Appellants have not alleged that they have been systematically excluded from the jury list. Cf. Carter v. Jury Commission of Greene County, supra, 369 U.S. at 322, 90 S. Ct. at 519, 24 L. Ed. 2d at 553. Under the agreed statement of facts they merely say that they are eligible for jury service; that they desire to serve on the jury; and that they have not been called. Appellants are in no different position than every eligible person in the county who desires to serve as a juror but has not been called. Thus they have not shown good cause to see and examine the jury list.

Appellants contend for the first time on this appeal that under the provisions of the Virginia Freedom of Information Act (§§ 2.1-340 through 2.1-346, Code of 1950, 1966 Repl.Vol., 1972 Cum.Supp.) the general public is given the right to inspect the jury list. Ordinarily we would not notice this contention since it was not raised in the court below. Rule 5:7; Clarendon House, Inc. v. Helfert, 213 Va. 28, 189 S.E.2d 331 (1972).

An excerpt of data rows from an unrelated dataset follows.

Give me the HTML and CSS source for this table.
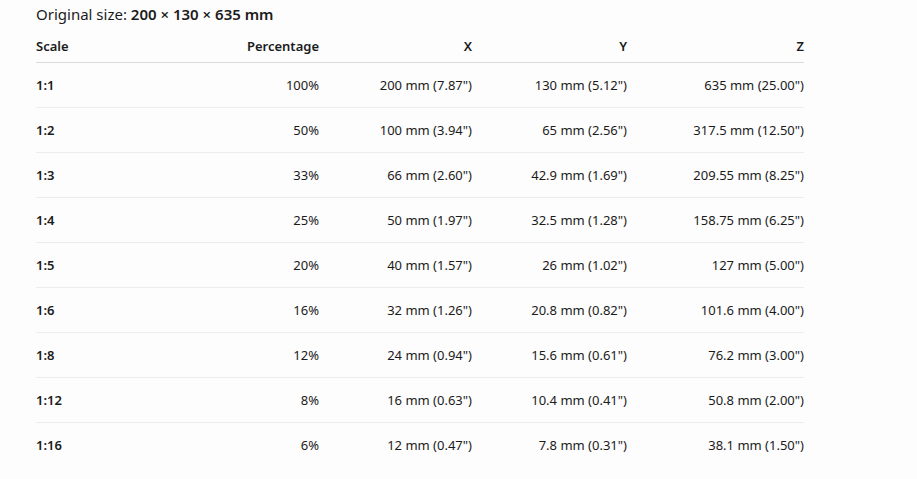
FILE: index.html
```html
<!DOCTYPE html>
<html>
<head>
<meta charset="utf-8">
<link rel="stylesheet" href="styles.css">
</head>
<body>
<div class="wrap">
  <p class="title">Original size: <b>200 × 130 × 635 mm</b></p>
  <table class="scale-table">
    <colgroup>
      <col class="c1"><col class="c2"><col class="c3"><col class="c4"><col class="c5">
    </colgroup>
    <thead>
      <tr><th class="left">Scale</th><th>Percentage</th><th>X</th><th>Y</th><th>Z</th></tr>
    </thead>
    <tbody>
      <tr><td class="left b">1:1</td><td>100%</td><td>200 mm (7.87")</td><td>130 mm (5.12")</td><td>635 mm (25.00")</td></tr>
      <tr><td class="left b">1:2</td><td>50%</td><td>100 mm (3.94")</td><td>65 mm (2.56")</td><td>317.5 mm (12.50")</td></tr>
      <tr><td class="left b">1:3</td><td>33%</td><td>66 mm (2.60")</td><td>42.9 mm (1.69")</td><td>209.55 mm (8.25")</td></tr>
      <tr><td class="left b">1:4</td><td>25%</td><td>50 mm (1.97")</td><td>32.5 mm (1.28")</td><td>158.75 mm (6.25")</td></tr>
      <tr><td class="left b">1:5</td><td>20%</td><td>40 mm (1.57")</td><td>26 mm (1.02")</td><td>127 mm (5.00")</td></tr>
      <tr><td class="left b">1:6</td><td>16%</td><td>32 mm (1.26")</td><td>20.8 mm (0.82")</td><td>101.6 mm (4.00")</td></tr>
      <tr><td class="left b">1:8</td><td>12%</td><td>24 mm (0.94")</td><td>15.6 mm (0.61")</td><td>76.2 mm (3.00")</td></tr>
      <tr><td class="left b">1:12</td><td>8%</td><td>16 mm (0.63")</td><td>10.4 mm (0.41")</td><td>50.8 mm (2.00")</td></tr>
      <tr><td class="left b">1:16</td><td>6%</td><td>12 mm (0.47")</td><td>7.8 mm (0.31")</td><td>38.1 mm (1.50")</td></tr>
    </tbody>
  </table>
</div>
</body>
</html>
```
FILE: styles.css
```css
html, body {
  margin: 0;
  padding: 0;
  background: #fdfdfd;
}
body {
  font-family: "Noto Sans", "Open Sans", sans-serif;
  color: #1b1b1b;
}
.wrap {
  padding: 3px 0 0 36px;
}
.title {
  margin: 0 0 12px 0;
  font-size: 15px;
  line-height: 22px;
}
.title b {
  font-weight: 600;
}
.scale-table {
  border-collapse: collapse;
  width: 768px;
  table-layout: fixed;
  font-size: 13px;
}
.c1 { width: 140px; }
.c2 { width: 143px; }
.c3 { width: 153px; }
.c4 { width: 155px; }
.c5 { width: 177px; }
.scale-table th {
  font-weight: 600;
  text-align: right;
  padding: 0;
  height: 25px;
  vertical-align: top;
  border-bottom: 1px solid #dcdcdc;
}
.scale-table td {
  text-align: right;
  padding: 0;
  height: 44px;
  border-bottom: 1px solid #ececec;
}
.scale-table tbody tr:last-child td {
  border-bottom: none;
}
.scale-table .left {
  text-align: left;
}
.scale-table .b {
  font-weight: 600;
}
```
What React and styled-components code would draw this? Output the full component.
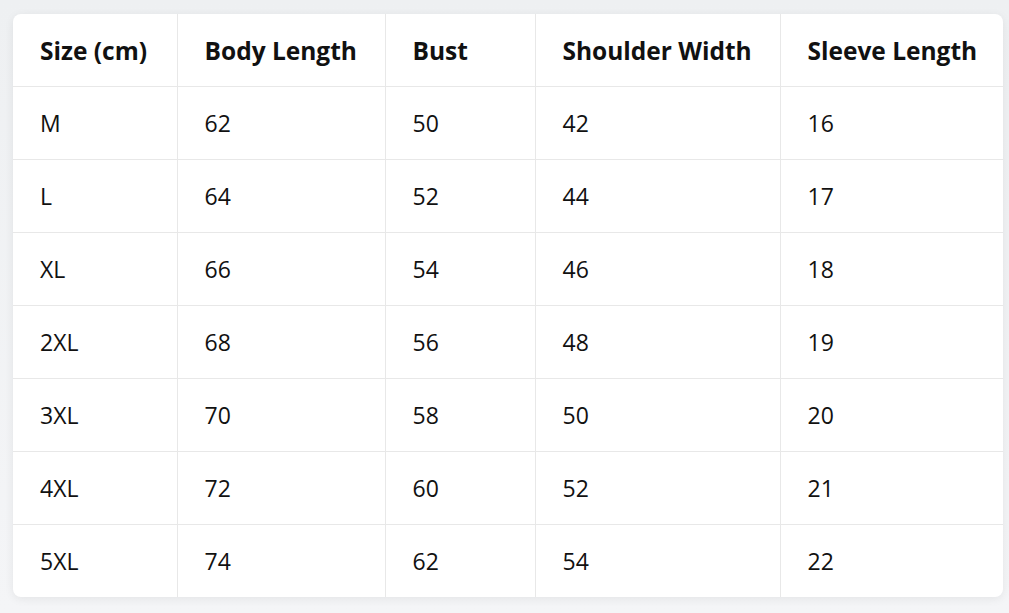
import React from "react";
import styled, { createGlobalStyle } from "styled-components";

const Global = createGlobalStyle`
  html, body { margin: 0; padding: 0; }
  body {
    background: #f2f3f5;
    font-family: "Open Sans", "Noto Sans", sans-serif;
    color: #111;
  }
`;

const Page = styled.div`
  padding: 14px 6px 16px 13px;
  min-height: 613px;
  box-sizing: border-box;
  background: linear-gradient(180deg, #eef0f2 0%, #f4f5f7 100%);
`;

const Card = styled.div`
  background: #fff;
  border-radius: 8px;
  box-shadow: 0 2px 10px rgba(0, 0, 0, 0.07);
  overflow: hidden;
  width: 990px;
`;

const Table = styled.table`
  width: 100%;
  border-collapse: collapse;
  table-layout: fixed;
`;

const Th = styled.th`
  height: 72px;
  padding: 0 0 0 27px;
  text-align: left;
  font-weight: 700;
  font-size: 24.5px;
  color: #111;
  white-space: nowrap;
  border-bottom: 1px solid #e8e8e8;
  border-left: ${(p) => (p.$first ? "none" : "1px solid #e8e8e8")};
`;

const Td = styled.td`
  height: 72px;
  padding: 0 0 0 27px;
  font-size: 23px;
  color: #111;
  border-top: 1px solid #e8e8e8;
  border-left: ${(p) => (p.$first ? "none" : "1px solid #e8e8e8")};
`;

const widths = [164, 208, 150, 245, 223];
const headers = ["Size (cm)", "Body Length", "Bust", "Shoulder Width", "Sleeve Length"];
const rows = [
  ["M", 62, 50, 42, 16],
  ["L", 64, 52, 44, 17],
  ["XL", 66, 54, 46, 18],
  ["2XL", 68, 56, 48, 19],
  ["3XL", 70, 58, 50, 20],
  ["4XL", 72, 60, 52, 21],
  ["5XL", 74, 62, 54, 22],
];

export default function App() {
  return (
    <>
      <Global />
      <Page>
        <Card>
          <Table>
            <colgroup>
              {widths.map((w, i) => (
                <col key={i} style={{ width: w }} />
              ))}
            </colgroup>
            <thead>
              <tr>
                {headers.map((h, i) => (
                  <Th key={h} $first={i === 0}>{h}</Th>
                ))}
              </tr>
            </thead>
            <tbody>
              {rows.map((r) => (
                <tr key={r[0]}>
                  {r.map((c, i) => (
                    <Td key={i} $first={i === 0}>{c}</Td>
                  ))}
                </tr>
              ))}
            </tbody>
          </Table>
        </Card>
      </Page>
    </>
  );
}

But because it raises a question of considerable importance we will consider it.

The jury list is not an "official record" within the intent and meaning of the provisions of the Freedom of Information Act. Section 2.1-342(a) provides that "Except as otherwise specifically provided *713 by law, all official records shall be open to inspection and copying by any citizens of this State having a personal or legal interest in specific records. . . ." Under the provisions of Code §§ 8-183 and 8-184 the jury list is a secret document which is not open to public inspection, and it cannot be examined except for good cause shown. Thus the right of access to official records allowed under the Freedom of Information Act does not include jury lists.

We hold that Code §§ 8-183 and 8-184 are not unconstitutional on their face.

The order of the trial court is



[1] See Code § 8-195, 1957 Repl. Vol.; Blakey v. Commonwealth, 182 Va. 614, 621, 29 S.E.2d 863, 865 (1944).